We only played one game of Rummy after dinner and then decided to run to Wal-Mart and buy the new Trivial Pursuit.

That game is freaking hard. I think I answered like 5 questions right the whole time that we were playing. I was so dumb that Sarah started asking me questions that weren't on the cards. What color are my pants? What part of your body hurts? (I did something to my arm Wednesday night and my shoulder is killing me still.) I did get the question about Kawasaki Jet Skis, (Sarah was mad about that because she knew I would know that, my dad owns a Kawasaki dealership) and a question about Tom's Diner, I knew was Susanne Vega because of Bonkrood.
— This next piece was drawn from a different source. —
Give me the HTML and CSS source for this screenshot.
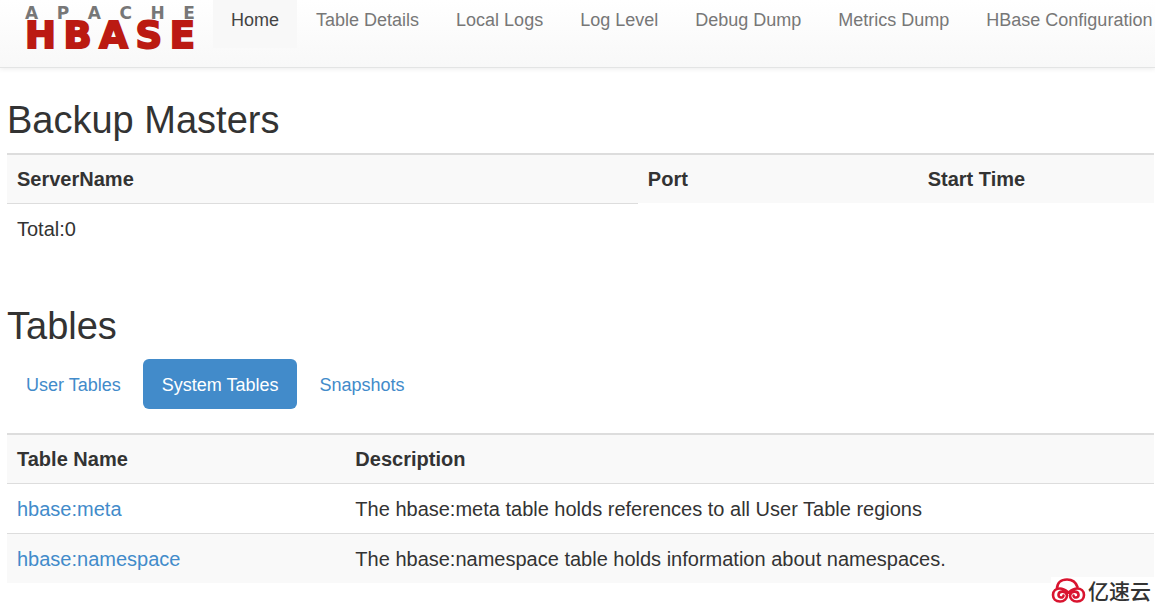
FILE: index.html
```html
<!DOCTYPE html>
<html lang="en">
<head>
<meta charset="utf-8">
<title>HBase Master</title>
<link rel="stylesheet" href="styles.css">
</head>
<body>
<header class="navbar">
  <a class="brand" href="#" aria-label="Apache HBase">
    <span class="brand-top"><span>A</span><span>P</span><span>A</span><span>C</span><span>H</span><span>E</span></span>
    <span class="brand-main"><span>H</span><span>B</span><span>A</span><span>S</span><span>E</span></span>
  </a>
  <nav class="nav">
    <a class="nav-link active" href="#">Home</a>
    <a class="nav-link" href="#">Table Details</a>
    <a class="nav-link" href="#">Local Logs</a>
    <a class="nav-link" href="#">Log Level</a>
    <a class="nav-link" href="#">Debug Dump</a>
    <a class="nav-link" href="#">Metrics Dump</a>
    <a class="nav-link" href="#">HBase Configuration</a>
  </nav>
</header>
<main class="content">
  <section class="section">
    <h2 class="title">Backup Masters</h2>
    <table class="table">
      <colgroup><col class="col-server"><col class="col-port"><col></colgroup>
      <thead><tr><th>ServerName</th><th>Port</th><th>Start Time</th></tr></thead>
      <tbody><tr><td>Total:0</td></tr></tbody>
    </table>
  </section>
  <section class="section">
    <h2 class="title">Tables</h2>
    <div class="pills">
      <a class="pill" href="#">User Tables</a>
      <a class="pill active" href="#">System Tables</a>
      <a class="pill" href="#">Snapshots</a>
    </div>
    <table class="table">
      <colgroup><col class="col-name"><col></colgroup>
      <thead><tr><th>Table Name</th><th>Description</th></tr></thead>
      <tbody>
        <tr><td><a href="#">hbase:meta</a></td><td>The hbase:meta table holds references to all User Table regions</td></tr>
        <tr class="striped"><td><a href="#">hbase:namespace</a></td><td>The hbase:namespace table holds information about namespaces.</td></tr>
      </tbody>
    </table>
  </section>
</main>
<div class="watermark">
  <svg width="35" height="26" viewBox="0 0 35 26" fill="none" stroke="#d9142f" stroke-width="2.6" stroke-linecap="round" aria-hidden="true">
    <path d="M6 12C6 6 10 2.500 16 2.500c6 0 9 3 10.500 7.500"/>
    <path d="M12.500 18.500c0 3-5.500 2.500-5 -1c.5-4 8-4 8.500 1c0 3-2.500 6-7 6c-4.500 0-7-3-7-6.500c0-4 3-6.500 7-6.500c4 0 6 2 8.500 4"/>
    <path d="M22.500 18.500c0 3 5.500 2.500 5 -1c-.5-4-8-4-8.500 1c0 3 2.500 6 7 6c4.500 0 7-3 7-6.500c0-4-3-6.500-7-6.500c-4 0-6 2-8.500 4"/>
  </svg>
  <span lang="zh">亿速云</span>
</div>
</body>
</html>
```
FILE: styles.css
```css
* {
  box-sizing: border-box;
}

body {
  margin: 0;
  background: #fff;
  color: #333;
  font: 20px/28px "Liberation Sans", Arial, sans-serif;
}

a {
  color: #428bca;
  text-decoration: none;
}

.navbar {
  display: flex;
  align-items: flex-start;
  min-height: 68px;
  background: linear-gradient(#fff, #f8f8f8);
  border-bottom: 1px solid #e3e4e4;
  box-shadow: 0 1px 5px rgba(0, 0, 0, 0.08);
}

.brand {
  display: flex;
  flex-direction: column;
  flex: none;
  width: 170px;
  margin: 4px 18px 0 25px;
  font-family: "DejaVu Sans", sans-serif;
  font-weight: bold;
}

.brand-top,
.brand-main {
  display: flex;
  justify-content: space-between;
}

.brand-top {
  color: #777;
  font-size: 17px;
  line-height: 18px;
}

.brand-main {
  color: #bb1a12;
  font-size: 37px;
  line-height: 28px;
  -webkit-text-stroke: 2px #bb1a12;
}

.nav {
  display: flex;
  gap: 1px;
  white-space: nowrap;
}

.nav-link {
  padding: 6px 18px 14px;
  color: #777;
  font-size: 18px;
}

.nav-link.active {
  background: #f8f8f8;
  color: #444;
}

.content {
  padding: 30px 1px 0 7px;
}

.section + .section {
  margin-top: 51px;
}

.title {
  margin: 0 0 11px;
  font-size: 38px;
  font-weight: normal;
  line-height: 44px;
}

.table {
  width: 100%;
  border-spacing: 0;
  table-layout: fixed;
}

.table th,
.table td {
  padding: 10px;
  text-align: left;
}

.table th {
  background: #f9f9f9;
  border-top: 2px solid #ddd;
}

.table td {
  padding-top: 11px;
  border-top: 1px solid #ddd;
}

.striped td {
  background: #f9f9f9;
}

.col-server {
  width: 55%;
}

.col-port {
  width: 24.4%;
}

.col-name {
  width: 29.5%;
}

.pills {
  display: flex;
  gap: 3px;
  margin-bottom: 24px;
}

.pill {
  padding: 12px 19px 10px;
  border-radius: 6px;
  font-size: 18px;
}

.pill.active {
  background: #428bca;
  color: #fff;
}

.watermark {
  position: absolute;
  right: 0;
  bottom: 0;
  display: flex;
  align-items: center;
  gap: 2px;
  padding-right: 4px;
  background: #fff;
  color: #333;
  font: 500 21px/26px "Noto Sans CJK SC", sans-serif;
}
```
I got a lot of geography questions wrong. Brazil is now known for it's drug trafficking and Honduras is the South American Country known for it's birds.

The game got to the point that we couldn't stop laughing at how dumb we were that we all had to walk away from it. (I actually drove.)

And now I am sitting here typing instead of sleeping and listening to the cats chase each other back and forth down the hall. They have been shit heads since Jenn left. If I am awake and in the house they are asleep in her bedroom, if I am asleep they want to be loved and when I leave the house they are sitting at the door when I get home wanting love for like 3 minutes then they go take naps or chase each other until I try to go to bed.


I burned the crap out of my arm at work last week, when the fryer spit grease at me while I was cleaning it. It is the stage of the healing process where it itches like no other. Since that night I have been slightly accident prone at work. I cut my pinky on something in Starbucks last Saturday, I didn't even know I had done it until I saw the blood, then it hurt like a bitch. Tuesday night while I was cleaning the hot case in the Deli I smashed three of my fingers in one of the windows. I am afraid to go back to work on Saturday.

Since I am back to fix some stupid typos I decided to add the part about work where the exec. for bakery, deli and Starbucks, told me that I have a problem with anxiety. Stress yes, lately there has been a lot more stress than usual. A little more of the paranoia too, that is mainly at home though when I am alone. I check the doors a bunch of times to make sure they are locked. And the cats and hamsters making different noises tend to freak me out a bit. Nothing super serious. I just thought it was a bit on the funny side the way she said it.

"Crista, I think you might have a problem with anxiety. I used to be just like you when I had it, well I still have it, but now I take drugs."


I think it is time to run the spell checker, post this and check wellsfargo.com to see how big my pay check was and what bills I can pay this week.

Hopefully I will be back before another three weeks goes by.